_Short task_
For the listing underneath, give the count of lines containing the string "this" and nothing further.

# start of Exercise material

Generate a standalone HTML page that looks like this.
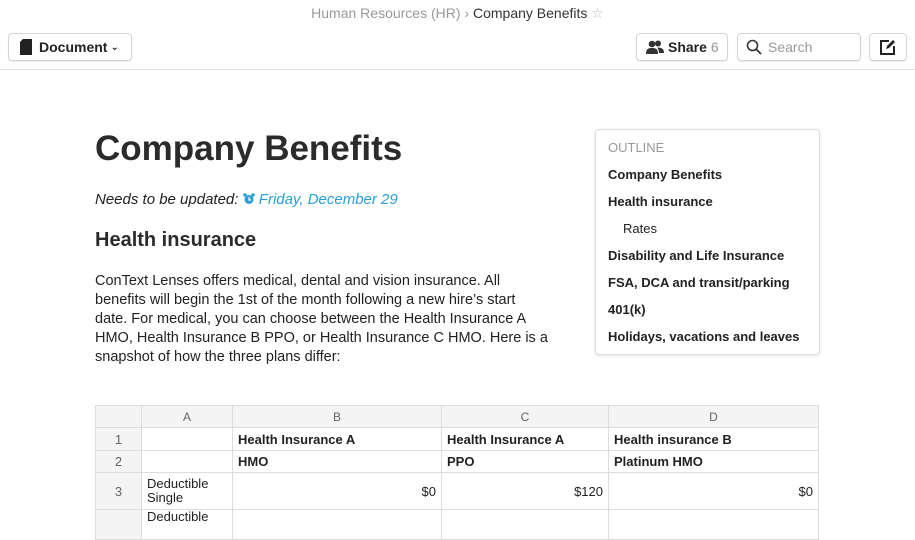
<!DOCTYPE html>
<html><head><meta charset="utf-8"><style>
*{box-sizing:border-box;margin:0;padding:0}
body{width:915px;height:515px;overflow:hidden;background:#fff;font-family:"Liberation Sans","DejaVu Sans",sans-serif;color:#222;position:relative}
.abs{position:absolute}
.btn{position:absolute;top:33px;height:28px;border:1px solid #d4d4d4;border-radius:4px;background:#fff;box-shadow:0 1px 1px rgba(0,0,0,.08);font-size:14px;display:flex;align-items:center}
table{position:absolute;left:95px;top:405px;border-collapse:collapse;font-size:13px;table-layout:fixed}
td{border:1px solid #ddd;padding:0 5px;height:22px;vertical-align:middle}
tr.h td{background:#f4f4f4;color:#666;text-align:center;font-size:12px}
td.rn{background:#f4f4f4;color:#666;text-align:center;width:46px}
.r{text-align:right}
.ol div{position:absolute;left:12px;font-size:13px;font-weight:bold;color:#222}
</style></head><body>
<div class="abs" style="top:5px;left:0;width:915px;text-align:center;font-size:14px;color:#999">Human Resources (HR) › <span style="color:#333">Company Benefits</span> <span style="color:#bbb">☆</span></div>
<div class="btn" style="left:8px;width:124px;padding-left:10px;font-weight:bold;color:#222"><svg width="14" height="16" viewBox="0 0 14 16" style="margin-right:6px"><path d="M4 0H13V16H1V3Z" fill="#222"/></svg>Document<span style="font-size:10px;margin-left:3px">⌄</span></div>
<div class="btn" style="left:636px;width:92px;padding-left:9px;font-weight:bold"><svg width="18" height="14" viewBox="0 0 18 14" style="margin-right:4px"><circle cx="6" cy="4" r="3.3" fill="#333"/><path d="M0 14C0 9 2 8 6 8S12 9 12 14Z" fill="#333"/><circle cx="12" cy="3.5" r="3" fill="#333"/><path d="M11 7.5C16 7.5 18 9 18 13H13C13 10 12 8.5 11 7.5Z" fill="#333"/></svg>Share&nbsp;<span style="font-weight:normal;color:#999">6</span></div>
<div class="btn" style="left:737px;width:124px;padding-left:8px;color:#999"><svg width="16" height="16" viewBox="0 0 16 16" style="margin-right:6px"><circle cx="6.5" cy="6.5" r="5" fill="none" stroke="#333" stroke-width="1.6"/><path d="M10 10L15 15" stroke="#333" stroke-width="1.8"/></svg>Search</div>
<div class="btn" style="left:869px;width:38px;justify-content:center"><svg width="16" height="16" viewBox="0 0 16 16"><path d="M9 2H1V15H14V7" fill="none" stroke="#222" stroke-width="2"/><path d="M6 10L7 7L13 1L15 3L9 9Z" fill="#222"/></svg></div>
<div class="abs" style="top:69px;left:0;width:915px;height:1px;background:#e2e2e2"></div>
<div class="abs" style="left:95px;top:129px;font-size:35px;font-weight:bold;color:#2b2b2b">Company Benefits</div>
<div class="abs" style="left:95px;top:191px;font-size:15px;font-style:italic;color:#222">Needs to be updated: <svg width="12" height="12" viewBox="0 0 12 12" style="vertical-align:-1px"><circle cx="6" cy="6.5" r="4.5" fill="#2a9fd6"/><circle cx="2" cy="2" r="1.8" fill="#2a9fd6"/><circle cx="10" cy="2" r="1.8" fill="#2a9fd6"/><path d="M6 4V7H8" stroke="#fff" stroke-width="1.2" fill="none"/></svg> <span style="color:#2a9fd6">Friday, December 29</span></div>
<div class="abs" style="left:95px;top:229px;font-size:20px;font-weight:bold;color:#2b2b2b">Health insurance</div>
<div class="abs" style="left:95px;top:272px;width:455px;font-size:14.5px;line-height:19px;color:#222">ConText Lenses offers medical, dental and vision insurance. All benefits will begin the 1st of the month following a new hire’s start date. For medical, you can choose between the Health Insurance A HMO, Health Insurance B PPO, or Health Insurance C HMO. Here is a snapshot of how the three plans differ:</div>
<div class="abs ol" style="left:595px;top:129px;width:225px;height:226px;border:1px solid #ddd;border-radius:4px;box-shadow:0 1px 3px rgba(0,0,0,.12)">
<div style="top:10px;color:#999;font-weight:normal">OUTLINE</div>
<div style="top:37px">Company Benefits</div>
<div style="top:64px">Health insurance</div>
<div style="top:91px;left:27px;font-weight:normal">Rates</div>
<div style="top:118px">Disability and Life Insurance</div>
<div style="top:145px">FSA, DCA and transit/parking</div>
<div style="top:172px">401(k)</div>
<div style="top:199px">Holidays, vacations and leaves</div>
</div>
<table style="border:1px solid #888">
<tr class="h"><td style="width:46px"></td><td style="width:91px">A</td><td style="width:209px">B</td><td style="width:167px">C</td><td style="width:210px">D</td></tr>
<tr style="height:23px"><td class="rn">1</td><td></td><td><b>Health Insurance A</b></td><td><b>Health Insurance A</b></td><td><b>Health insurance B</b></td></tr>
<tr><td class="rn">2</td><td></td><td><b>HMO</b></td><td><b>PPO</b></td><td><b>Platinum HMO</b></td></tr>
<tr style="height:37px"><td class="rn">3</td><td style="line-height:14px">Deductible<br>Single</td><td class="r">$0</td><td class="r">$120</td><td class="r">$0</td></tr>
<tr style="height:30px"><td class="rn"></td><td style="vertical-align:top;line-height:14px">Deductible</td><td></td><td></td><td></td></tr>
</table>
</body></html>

# end of Exercise material
# start of Exercise material

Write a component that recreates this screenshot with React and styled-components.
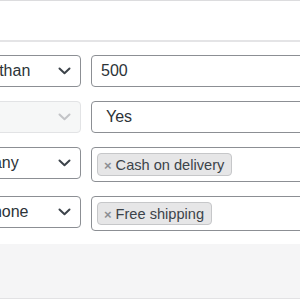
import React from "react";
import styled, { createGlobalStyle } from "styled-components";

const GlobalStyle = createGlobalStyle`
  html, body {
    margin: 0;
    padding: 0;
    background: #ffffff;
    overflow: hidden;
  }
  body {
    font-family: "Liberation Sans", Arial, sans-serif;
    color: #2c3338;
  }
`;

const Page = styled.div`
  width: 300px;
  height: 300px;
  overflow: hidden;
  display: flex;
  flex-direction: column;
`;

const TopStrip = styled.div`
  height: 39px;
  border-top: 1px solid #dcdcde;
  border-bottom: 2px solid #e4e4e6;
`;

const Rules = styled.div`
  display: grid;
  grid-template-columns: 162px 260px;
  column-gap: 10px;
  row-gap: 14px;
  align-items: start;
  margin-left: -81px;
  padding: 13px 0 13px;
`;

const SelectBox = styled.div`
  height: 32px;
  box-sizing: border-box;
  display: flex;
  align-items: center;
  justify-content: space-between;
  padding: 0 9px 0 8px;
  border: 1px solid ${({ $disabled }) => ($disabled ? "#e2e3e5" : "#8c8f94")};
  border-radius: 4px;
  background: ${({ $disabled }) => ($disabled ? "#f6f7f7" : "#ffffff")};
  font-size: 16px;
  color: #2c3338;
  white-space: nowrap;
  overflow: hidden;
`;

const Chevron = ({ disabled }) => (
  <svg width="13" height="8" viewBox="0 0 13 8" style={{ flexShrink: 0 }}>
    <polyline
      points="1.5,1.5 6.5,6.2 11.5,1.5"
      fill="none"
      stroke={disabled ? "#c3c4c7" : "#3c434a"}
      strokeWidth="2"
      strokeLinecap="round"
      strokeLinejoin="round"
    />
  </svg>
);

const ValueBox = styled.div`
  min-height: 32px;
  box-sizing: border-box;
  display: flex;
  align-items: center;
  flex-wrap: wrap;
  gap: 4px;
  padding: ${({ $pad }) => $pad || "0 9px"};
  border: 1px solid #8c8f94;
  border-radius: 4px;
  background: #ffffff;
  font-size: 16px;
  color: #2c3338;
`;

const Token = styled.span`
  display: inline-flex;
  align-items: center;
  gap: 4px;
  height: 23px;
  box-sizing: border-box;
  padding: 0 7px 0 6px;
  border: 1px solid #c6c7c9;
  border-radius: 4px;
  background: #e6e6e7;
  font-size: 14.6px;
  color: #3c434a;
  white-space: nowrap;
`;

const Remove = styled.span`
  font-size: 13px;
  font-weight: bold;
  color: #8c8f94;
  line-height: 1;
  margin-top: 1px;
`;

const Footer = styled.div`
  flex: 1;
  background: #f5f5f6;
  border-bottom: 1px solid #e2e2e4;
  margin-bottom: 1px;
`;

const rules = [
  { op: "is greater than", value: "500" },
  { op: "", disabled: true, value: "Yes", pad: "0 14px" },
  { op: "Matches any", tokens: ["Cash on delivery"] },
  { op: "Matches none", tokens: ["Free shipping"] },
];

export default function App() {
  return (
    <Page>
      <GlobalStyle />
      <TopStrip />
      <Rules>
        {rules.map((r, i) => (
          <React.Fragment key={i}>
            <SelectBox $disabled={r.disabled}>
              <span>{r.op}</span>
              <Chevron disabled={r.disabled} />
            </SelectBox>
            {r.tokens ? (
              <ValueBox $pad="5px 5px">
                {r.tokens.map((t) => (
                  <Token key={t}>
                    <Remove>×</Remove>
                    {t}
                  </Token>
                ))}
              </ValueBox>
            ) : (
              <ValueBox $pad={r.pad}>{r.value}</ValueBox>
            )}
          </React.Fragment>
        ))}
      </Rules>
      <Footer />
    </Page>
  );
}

# end of Exercise material

_Task output_
2